The derivative instrument in the precious metal shall be a good hedge against price changes in the yellow metal.
In a first of its kind, MCX today on the occasion of Dhanteras will unveil commodity options trading in the precious yellow metal. Here's a take on the several associated advantages and disadvantages.

The foremost advantage of the new instrument is that it shall act as a hedge against fluctuating gold prices.
Options contract also come with a one-time fee that is paid as premium. The options contract in gold being introduced are European styled i.e on the date of expiration of the contract only the option for the contract can be exercised.
Also, in case price of the gold moves sharply, the option buyer has no obligation to exercise his buy or sell the underlying instrument in the contract but only can exercise the option on his discretion. So, the loss value shall be limited to the price paid to buy the gold options contract also referred as premium money.

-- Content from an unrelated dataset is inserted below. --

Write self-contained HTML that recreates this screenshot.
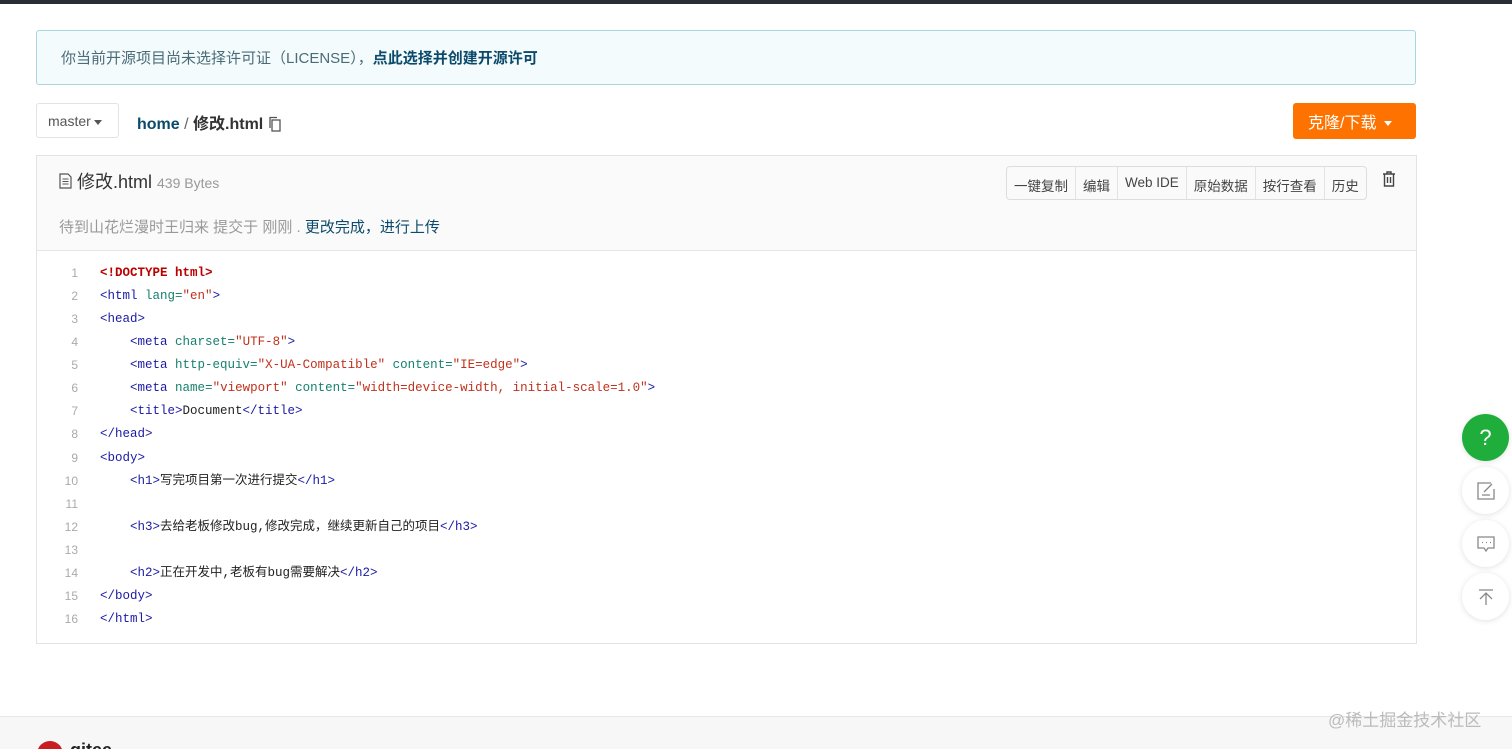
<!DOCTYPE html>
<html><head><meta charset="utf-8">
<style>
*{box-sizing:border-box;margin:0;padding:0}
body{width:1512px;height:749px;overflow:hidden;background:#fff;font-family:"Liberation Sans","Noto Sans CJK SC",sans-serif;position:relative;color:#333}
.topbar{position:absolute;left:0;top:0;width:1512px;height:4px;background:#2b2d36}
.notice{position:absolute;left:36px;top:30px;width:1380px;height:55px;border:1px solid #a9d5de;background:#f4fbfd;border-radius:3px;font-size:15px;color:#4a6b78;padding:16px 0 0 24px}
.notice b{color:#0b4a6a}
.branch{position:absolute;left:36px;top:103px;width:83px;height:35px;border:1px solid #e3e3e3;border-radius:3px;font-size:14px;color:#555;padding:9px 0 0 11px}
.tri{display:inline-block;border-left:4px solid transparent;border-right:4px solid transparent;border-top:5px solid #555;vertical-align:middle;margin-left:3px}
.crumb{position:absolute;left:137px;top:110px;font-size:16px;font-weight:bold;color:#333}
.crumb .h{color:#0b4a6a}
.crumb .s{color:#666;font-weight:normal}
.clone{position:absolute;left:1293px;top:103px;width:123px;height:36px;background:#fe7300;border-radius:3px;color:#fff;font-size:16px;padding:6px 0 0 15px}
.clone .tri{border-top-color:#fff;margin-left:8px}
.box{position:absolute;left:36px;top:155px;width:1381px;height:489px;border:1px solid #e3e3e3}
.head{height:95px;background:#fafafa;border-bottom:1px solid #e6e6e6;position:relative}
.fname{position:absolute;left:22px;top:12px;font-size:18px;color:#333}
.fname small{font-size:14px;color:#999}
.commit{position:absolute;left:22px;top:60px;font-size:15px;color:#999}
.commit a{color:#0b4a6a}
.btns{position:absolute;left:969px;top:10px;height:34px;border:1px solid #ddd;border-radius:4px;background:#fafafa;display:flex;font-size:13.5px;color:#444}
.btns span{padding:8px 7px 0;border-right:1px solid #e3e3e3}
.btns span:last-child{border-right:0}
.trash{position:absolute;left:1345px;top:15px}
.code{padding-top:11px;font-family:"Liberation Mono","Noto Sans CJK SC",monospace;font-size:12.5px}
.ln{height:23.07px;line-height:23.07px;white-space:pre;display:flex}
.n{width:41px;text-align:right;color:#aaa;font-family:"Liberation Sans",sans-serif;font-size:12px}
.c{padding-left:22px;color:#222}
.t{color:#1a1aa6}.a{color:#16806f}.v{color:#c0311c}.d{color:#b00;font-weight:bold}
.footer{position:absolute;left:0;top:716px;width:1512px;height:33px;background:#f7f7f7;border-top:1px solid #e8e8e8;overflow:hidden}
.wm{position:absolute;left:1328px;top:706px;font-size:17px;color:#bbb}
.fb{position:absolute;left:1462px;width:47px;height:47px;border-radius:50%;background:#fff;box-shadow:0 1px 6px rgba(0,0,0,.12);display:flex;align-items:center;justify-content:center}
</style></head><body>
<div class="topbar"></div>
<div class="notice">你当前开源项目尚未选择许可证（LICENSE），<b>点此选择并创建开源许可</b></div>
<div class="branch">master<span class="tri"></span></div>
<div class="crumb"><span class="h">home</span><span class="s"> / </span> 修改.html <svg width="14" height="16" viewBox="0 0 14 16" style="vertical-align:-3px"><rect x="4" y="4" width="8" height="11" fill="none" stroke="#555" stroke-width="1.3"/><path d="M2 12V1.5h7" fill="none" stroke="#555" stroke-width="1.3"/></svg></div>
<div class="clone">克隆/下载<span class="tri"></span></div>
<div class="box">
 <div class="head">
  <div class="fname"><svg width="13" height="16" viewBox="0 0 13 16" style="vertical-align:-1px"><path d="M1 1h8l3 3v11H1z" fill="none" stroke="#555" stroke-width="1.2"/><path d="M3.5 6h6M3.5 8.5h6M3.5 11h6" stroke="#555"/></svg> 修改.html <small>439 Bytes</small></div>
  <div class="btns"><span>一键复制</span><span>编辑</span><span>Web IDE</span><span>原始数据</span><span>按行查看</span><span>历史</span></div>
  <svg class="trash" width="14" height="16" viewBox="0 0 14 16"><path d="M1 3h12M5 3V1h4v2M2.5 3v12h9V3M5.5 6v6M8.5 6v6" fill="none" stroke="#444" stroke-width="1.4"/></svg>
  <div class="commit">待到山花烂漫时王归来 提交于 刚刚 . <a>更改完成，进行上传</a></div>
 </div>
 <div class="code">
<div class="ln"><span class="n">1</span><span class="c d">&lt;!DOCTYPE html&gt;</span></div>
<div class="ln"><span class="n">2</span><span class="c"><span class="t">&lt;html</span> <span class="a">lang=</span><span class="v">"en"</span><span class="t">&gt;</span></span></div>
<div class="ln"><span class="n">3</span><span class="c t">&lt;head&gt;</span></div>
<div class="ln"><span class="n">4</span><span class="c">    <span class="t">&lt;meta</span> <span class="a">charset=</span><span class="v">"UTF-8"</span><span class="t">&gt;</span></span></div>
<div class="ln"><span class="n">5</span><span class="c">    <span class="t">&lt;meta</span> <span class="a">http-equiv=</span><span class="v">"X-UA-Compatible"</span> <span class="a">content=</span><span class="v">"IE=edge"</span><span class="t">&gt;</span></span></div>
<div class="ln"><span class="n">6</span><span class="c">    <span class="t">&lt;meta</span> <span class="a">name=</span><span class="v">"viewport"</span> <span class="a">content=</span><span class="v">"width=device-width, initial-scale=1.0"</span><span class="t">&gt;</span></span></div>
<div class="ln"><span class="n">7</span><span class="c">    <span class="t">&lt;title&gt;</span>Document<span class="t">&lt;/title&gt;</span></span></div>
<div class="ln"><span class="n">8</span><span class="c t">&lt;/head&gt;</span></div>
<div class="ln"><span class="n">9</span><span class="c t">&lt;body&gt;</span></div>
<div class="ln"><span class="n">10</span><span class="c">    <span class="t">&lt;h1&gt;</span>写完项目第一次进行提交<span class="t">&lt;/h1&gt;</span></span></div>
<div class="ln"><span class="n">11</span><span class="c"></span></div>
<div class="ln"><span class="n">12</span><span class="c">    <span class="t">&lt;h3&gt;</span>去给老板修改bug,修改完成，继续更新自己的项目<span class="t">&lt;/h3&gt;</span></span></div>
<div class="ln"><span class="n">13</span><span class="c"></span></div>
<div class="ln"><span class="n">14</span><span class="c">    <span class="t">&lt;h2&gt;</span>正在开发中,老板有bug需要解决<span class="t">&lt;/h2&gt;</span></span></div>
<div class="ln"><span class="n">15</span><span class="c t">&lt;/body&gt;</span></div>
<div class="ln"><span class="n">16</span><span class="c t">&lt;/html&gt;</span></div>
 </div>
</div>
<div class="fb" style="top:414px;background:#1fae3c;color:#fff;font-size:22px">?</div>
<div class="fb" style="top:467px"><svg width="20" height="20" viewBox="0 0 20 20" fill="none" stroke="#888" stroke-width="1.3"><path d="M15 2H2v16h16V8M6 14h8M8 11l8-8"/></svg></div>
<div class="fb" style="top:520px"><svg width="20" height="20" viewBox="0 0 20 20" fill="none" stroke="#888" stroke-width="1.3"><path d="M2 3h16v11h-6l-2 3-2-3H2z"/><path d="M6 8.5h1M10 8.5h1M14 8.5h1"/></svg></div>
<div class="fb" style="top:573px"><svg width="20" height="20" viewBox="0 0 20 20" fill="none" stroke="#888" stroke-width="1.3"><path d="M3 3h14M10 18V6M4 12l6-6 6 6"/></svg></div>
<div class="footer"><svg style="position:absolute;left:36px;top:23px" width="28" height="12"><circle cx="14" cy="14" r="13" fill="#c71d23"/></svg><span style="position:absolute;left:70px;top:23px;font-weight:bold;font-size:18px;color:#222">gitee</span></div>
<div class="wm">@稀土掘金技术社区</div>
</body></html>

As with future contracts, margin calls by brokers to maintain a certain sum with them as good faith to keep the contract intact is made on a daily basis. But in the new derivatives instrument in gold there shall be no such margin calls on a daily basis.
Here is an illustration explaining how gold options contract helps in hedging any price risk in the yellow metal:
Say, you begin trading in gold options contract with the underlying instrument for the derivatives contract being futures contract. With it you aim to protect the value of your gold holdings, say which is procured at a cost of Rs. 30000 for 10 gm. Now as you expect price to decline, you can buy a options put contract with a strike price of Rs. 30000 and if the gold price falls to Rs. 29000 per 10 gm, on expiry of the contract you will make a profit of Rs. 1000.
Also, the net profit shall be less as you need to dole out an amount as premium for the options contract.